To say that my criticism of unmarried cohabitation is merely trying to excuse other behaviour, that this kind of morality is part of an agenda to control us, that other people’s relationships are none of my business, that it’s all too abstract a way to look at the situation or that I should “lighten up” are all refusals to play along. They are comments made from outside the game.

These responses don’t make logical sense in the conversation. They don’t flow or reflect what precedes them in a logical way. It is as I have said one plus one equals seven and rather than correcting my addition you have said “Maths is dumb.” If logic is our master then we should dismiss these responses.

However there are many instances when logic clearly is not a good master and needs to be reminded of its servant’s role. Seven is more than two, and two point two, four eight is also more than two. There are no arguments against accuracy to be found inside mathematics. However if two children argue because one got point two, four eight of a minutes more time with the favourite doll than the other then the aggrieved party can expect to have their case dismissed for lack of importance. In fact as a parent I think its important at this point to stand outside the game and point out the fruitlessness of the argument. We call that “not buying into it”. Maths (and logic) is for getting things done and there’s nothing to do here. Maths in this instance really is dumb.

In the same way labelling a discussion pejoratively as “Moralising” is an outside the game criticism of moral logic that can be purposeful and valid. Very few people would bother to defend writing with your left hand as morally sound even though it was once considered “sinister”.  A roll of the eyes is about all we’d give such a concern today and I consider that progress. However there are decent objections to the idea that the charge of Moralising (in its negative, pejorative meaning) really does come from outside the game. Criticising moralising is itself a statement of values; it is itself a moral statement. At a very fundamental level saying you shouldn’t tell people what to do is a contradiction. When I make this statement I am after all telling you what to do.

I am not the first person to make this argument. We live in a time when what was once intolerable is now increasingly a right, such as writing with your left hand but also the acceptance of the cohabitation of unmarried lovers and same sex relationships.  People who argue against these cultural changes run up against the growing belief that they moralise excessively, inappropriately, with the desire to control and impose behind their speech and a failure to consider nuance and context. In short they are accused of the pejorative form of “moralising”. They counter with the argument that anti-moralising is the aggressive new morality and that tolerance is now promoted with zealous intolerance.

As much as I eye-roll at those who preach intolerance of defacto or same sex relationships (or left handedness) I think they have a point that the criticisms they face are not truly outside the game.
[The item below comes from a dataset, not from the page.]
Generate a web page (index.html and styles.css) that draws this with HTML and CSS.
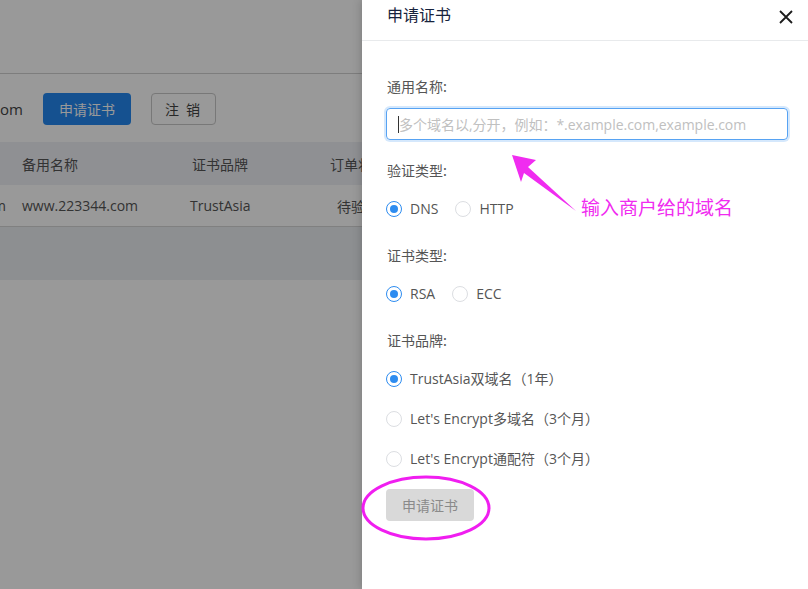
FILE: index.html
```html
<!DOCTYPE html>
<html lang="zh-CN">
<head>
<meta charset="utf-8">
<title>申请证书</title>
<link rel="stylesheet" href="styles.css">
</head>
<body>
<div class="page">
  <div class="bg">
    <div class="bg-top"></div>
    <div class="toolbar">
      <span class="domain">om</span>
      <button class="btn-primary">申请证书</button>
      <button class="btn-default">注 销</button>
    </div>
    <div class="table">
      <div class="tr th">
        <div class="c1"></div>
        <div class="c2">备用名称</div>
        <div class="c3">证书品牌</div>
        <div class="c4">订单状态</div>
      </div>
      <div class="tr td">
        <div class="c1"><span class="clip">www.223344.com</span></div>
        <div class="c2">www.223344.com</div>
        <div class="c3 c3b">TrustAsia</div>
        <div class="c4 c4b">待验证</div>
      </div>
      <div class="tfoot"></div>
    </div>
  </div>

  <div class="mask"></div>

  <aside class="drawer">
    <div class="drawer-head">
      <span class="drawer-title">申请证书</span>
      <svg class="close" width="16" height="16" viewBox="0 0 16 16"><path d="M2 2 L14 14 M14 2 L2 14" stroke="#1c1c1c" stroke-width="1.8" fill="none"/></svg>
    </div>
    <div class="drawer-body">
      <div class="label">通用名称:</div>
      <div class="input"><span class="caret"></span><span class="ph">多个域名以,分开，例如：*.example.com,example.com</span></div>

      <div class="label gap">验证类型:</div>
      <div class="radios">
        <span class="radio on"></span><span class="rtext">DNS</span>
        <span class="radio"></span><span class="rtext">HTTP</span>
      </div>

      <div class="label gap2">证书类型:</div>
      <div class="radios">
        <span class="radio on"></span><span class="rtext">RSA</span>
        <span class="radio"></span><span class="rtext">ECC</span>
      </div>

      <div class="label gap2">证书品牌:</div>
      <div class="vradios">
        <div class="vrow"><span class="radio on"></span><span class="rtext">TrustAsia双域名（1年）</span></div>
        <div class="vrow"><span class="radio"></span><span class="rtext">Let's Encrypt多域名（3个月）</span></div>
        <div class="vrow"><span class="radio"></span><span class="rtext">Let's Encrypt通配符（3个月）</span></div>
      </div>

      <button class="btn-disabled">申请证书</button>
    </div>
  </aside>

  <svg class="annot" width="808" height="589" viewBox="0 0 808 589">
    <polygon points="512,155 536,160 528,167 576,211 524,173 521,182" fill="#f02cf0"/>
    <ellipse cx="426" cy="508" rx="63" ry="31" fill="none" stroke="#f01ef0" stroke-width="3"/>
  </svg>
  <span class="annot-text">输入商户给的域名</span>
</div>
</body>
</html>
```
FILE: styles.css
```css
* { box-sizing: border-box; }
html, body { margin: 0; padding: 0; }
body {
  width: 808px;
  height: 589px;
  overflow: hidden;
  font-family: "Open Sans", "Noto Sans CJK SC", sans-serif;
  font-size: 14px;
  color: #515a6e;
  background: #fff;
}
.page { position: relative; width: 808px; height: 589px; overflow: hidden; }

.bg { width: 808px; }
.bg-top { height: 74px; border-bottom: 1px solid #d0d0d0; }
.toolbar {
  height: 68px;
  display: flex;
  align-items: center;
  padding-top: 2px;
}
.domain { width: 43px; color: #444; font-size: 15px; }
.btn-primary {
  width: 88px; height: 32px;
  border: 0; border-radius: 4px;
  background: #2488f0; color: #fff;
  font: 14px "Noto Sans CJK SC", sans-serif;
  margin-right: 20px;
}
.btn-default {
  width: 65px; height: 32px;
  border: 1px solid #c8c8c8; border-radius: 4px;
  background: #fff; color: #444;
  font: 14px "Noto Sans CJK SC", sans-serif;
  letter-spacing: 2px;
}

.table { width: 808px; }
.tr { display: flex; align-items: center; }
.th { height: 43px; background: #eff0f5; color: #555; }
.td { height: 42px; border-bottom: 1px solid #d6d6d6; color: #555; }
.c1 { width: 22px; padding-right: 16px; overflow: hidden; display: flex; justify-content: flex-end; white-space: nowrap; }
.clip { flex: none; }
.c2 { width: 170px; }
.c3 { width: 138px; }
.c3b { margin-left: -2px; margin-right: 2px; }
.c4 { width: 200px; white-space: nowrap; }
.c4b { padding-left: 7px; }
.tfoot { height: 53px; background: #eceef2; }

.mask {
  position: absolute; left: 0; top: 0; right: 0; bottom: 0;
  background: rgba(0,0,0,0.4);
}

.drawer {
  position: absolute; top: 0; right: 0;
  width: 446px; height: 589px;
  background: #fff;
  box-shadow: -2px 0 8px rgba(0,0,0,0.15);
}
.drawer-head {
  height: 41px;
  border-bottom: 1px solid #e8eaec;
  display: flex;
  justify-content: space-between;
  align-items: flex-start;
  padding: 3px 14px 0 25px;
}
.drawer-title { font-size: 16px; line-height: 22px; color: #17233d; font-family: "Noto Sans CJK SC", sans-serif; }
.close { margin-top: 6px; }

.drawer-body { padding: 35px 20px 0 24px; }
.label { line-height: 20px; height: 20px; margin-left: 1px; color: #555; font-family: "Noto Sans CJK SC", sans-serif; }
.label.gap { margin-top: 20px; }
.label.gap2 { margin-top: 26px; }

.input {
  margin-top: 12px;
  width: 402px; height: 32px;
  border: 1px solid #57a3f3;
  border-radius: 4px;
  box-shadow: 0 0 0 2px rgba(45,140,240,0.2);
  display: flex; align-items: center;
  padding-left: 11px;
}
.caret { width: 1px; height: 17px; background: #333; }
.ph { color: #c0c0c0; font-size: 14px; letter-spacing: -0.02px; white-space: nowrap; }

.radios { display: flex; align-items: center; height: 20px; margin-top: 19px; }
.radio {
  width: 16px; height: 16px;
  border: 1px solid #dcdee2; border-radius: 50%;
  background: #fff;
  display: inline-flex; align-items: center; justify-content: center;
  flex: none;
}
.radio.on { border-color: #2d8cf0; }
.radio.on::after {
  content: ""; width: 8px; height: 8px; border-radius: 50%; background: #2d8cf0;
}
.rtext { margin-left: 8px; margin-right: 17px; color: #555; line-height: 20px; }
.vradios { margin-top: 19px; display: flex; flex-direction: column; gap: 20px; }
.vrow { display: flex; align-items: center; height: 20px; }

.btn-disabled {
  margin-top: 20px;
  width: 88px; height: 32px;
  border: 0; border-radius: 4px;
  background: #d9d9d9; color: #8a8a8a;
  font: 14px "Noto Sans CJK SC", sans-serif;
}

.annot { position: absolute; left: 0; top: 0; pointer-events: none; }
.annot-text {
  position: absolute; left: 581px; top: 194px;
  font-size: 19px; line-height: 26px;
  color: #f02cf0;
  font-family: "Noto Sans CJK SC", sans-serif;
}
```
Or rather I don’t think there’s any clear inside or outside of the game of morality. There is a category of moral statements we consider legitimate moral discussion and another category of statements we consider “moralising” in a bad way. There is a struggle for our moral concerns to be included in the former category and for those concerns we don’t share to be in the latter. That struggle is no different to that of parent and child; where the child wants the parent to impose fairness over the fraction of a minute’s difference in time spent with the doll, and the parent wants the child to let it go. Just as eye-rolling doesn’t really cut it as an explanation to the child neither should it cut it for us.

As adults (pretend adults perhaps) this struggle is fought along the lines we define by our use of the term moralising. To give an example that puts me in the moralising corner you could consider the flippant use of gay to describe things as corny and trite. Leaving aside the fact that the fear of corny and trite inspires more shallowness than it avoids, I object to the use of gay in this way. I will ruin the party mood at times by pointing out how hurtful such speech could be to a gay person and how it is lazy and inaccurate. For this I get labelled as “moralising” which refuses to engage with any of my arguments but dismisses as stuffy the whole of discussing this topic as moral.
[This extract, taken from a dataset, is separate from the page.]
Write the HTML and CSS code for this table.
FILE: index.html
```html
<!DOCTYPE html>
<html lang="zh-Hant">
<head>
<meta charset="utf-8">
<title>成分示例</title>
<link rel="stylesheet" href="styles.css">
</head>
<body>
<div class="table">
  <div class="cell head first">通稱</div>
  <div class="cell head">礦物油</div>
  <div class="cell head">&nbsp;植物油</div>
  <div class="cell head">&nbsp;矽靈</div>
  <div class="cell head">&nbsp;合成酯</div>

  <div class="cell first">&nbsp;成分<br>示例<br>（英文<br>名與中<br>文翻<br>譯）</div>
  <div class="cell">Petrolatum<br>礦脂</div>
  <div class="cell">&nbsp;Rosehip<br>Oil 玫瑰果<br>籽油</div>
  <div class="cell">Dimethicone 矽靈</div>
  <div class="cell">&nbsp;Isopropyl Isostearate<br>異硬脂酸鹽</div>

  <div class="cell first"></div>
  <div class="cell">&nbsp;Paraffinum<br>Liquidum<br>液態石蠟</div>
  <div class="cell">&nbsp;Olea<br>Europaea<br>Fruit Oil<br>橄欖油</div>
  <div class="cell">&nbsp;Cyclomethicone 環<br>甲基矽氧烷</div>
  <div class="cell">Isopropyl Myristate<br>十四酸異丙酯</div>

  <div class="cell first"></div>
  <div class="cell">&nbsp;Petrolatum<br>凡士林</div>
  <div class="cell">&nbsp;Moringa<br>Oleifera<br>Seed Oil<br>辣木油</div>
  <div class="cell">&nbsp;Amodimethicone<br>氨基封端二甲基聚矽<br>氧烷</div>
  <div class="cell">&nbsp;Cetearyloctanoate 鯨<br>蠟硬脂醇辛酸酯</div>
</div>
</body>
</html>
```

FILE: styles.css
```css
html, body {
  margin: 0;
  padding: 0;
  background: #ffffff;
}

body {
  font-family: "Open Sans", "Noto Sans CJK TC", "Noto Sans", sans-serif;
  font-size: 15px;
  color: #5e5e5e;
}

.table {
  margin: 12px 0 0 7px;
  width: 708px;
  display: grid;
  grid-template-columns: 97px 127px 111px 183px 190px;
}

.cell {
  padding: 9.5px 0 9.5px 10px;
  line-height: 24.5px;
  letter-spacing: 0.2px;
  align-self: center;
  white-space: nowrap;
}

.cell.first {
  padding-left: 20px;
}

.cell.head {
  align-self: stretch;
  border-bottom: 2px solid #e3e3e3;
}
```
Looking specifically at my objection to morality as not pragmatic enough (that’s a blog post right there) you could consider my refusal to give much shrift to pragmatic concerns regarding the indefinite detention of refugees. Indefinite detention for child abusing priests is something I would not even agree with. They should at least know their sentence. Indefinite detention for people fleeing situations of torture and oppression because they might not be genuine but almost definitely aren’t is deeply immoral. Just think about what indefinite detention means for a second, apply it to your self and it should be obvious. However to some people I am moralising here in exactly the way I object to. I am drawing a line in the sand and refusing to even countenance any kind of cost-benefit analysis of the situation.

I feel that the people calling my attitude to gay jokes and refugee detention “moralising” in order to dismiss it, are actually proposing their own morality. It’s a morality that specifically excludes my concerns. I even think that, as much as any morality, it can be disingenuous, dichotomous, and inappropriate, with the desire to control and impose on behalf of power. In summary I think their use of  the criticism “moralising” is “moralising”!


I don’t really believe there’s a pax rationality that can solve these kinds of contradictions. I think language is supposed to be useful, and even normative, more than it is supposed to be consistent. And it’s massively worthwhile to limit morality to those matters which are of concern, as well as to point out when morality is being used to control us for hidden interests or when it reflects gross power imbalances. However we should be cautious using “moralising” in a pejorative fashion as our sole argument for anything. It’s worth recognising we aren’t really coming from an amoral and unassailable position. We are just trying to make ourselves unassailable. 

______________________________________________________________________________

Note: I was recently and deeply impressed by an article by Hugo Rifkind  which makes a similar point to this post. He writes about how sport claims to be above politics and how that is in itself a politic. It is a politic that allows dictatorships to use the neutrality of sport to soften their tyranny and murdering corporate sponsors to connect themselves with health and hard work;
“In theory it’s about putting sport first; rising above the petty wrangles of current affairs. But in reality, current affairs are the things that kick down your door and drag you off to a torture dungeon. Rising above them turns you into a whitewashing service for any global villain with a cheque.”;
Essentially no morality is a morality.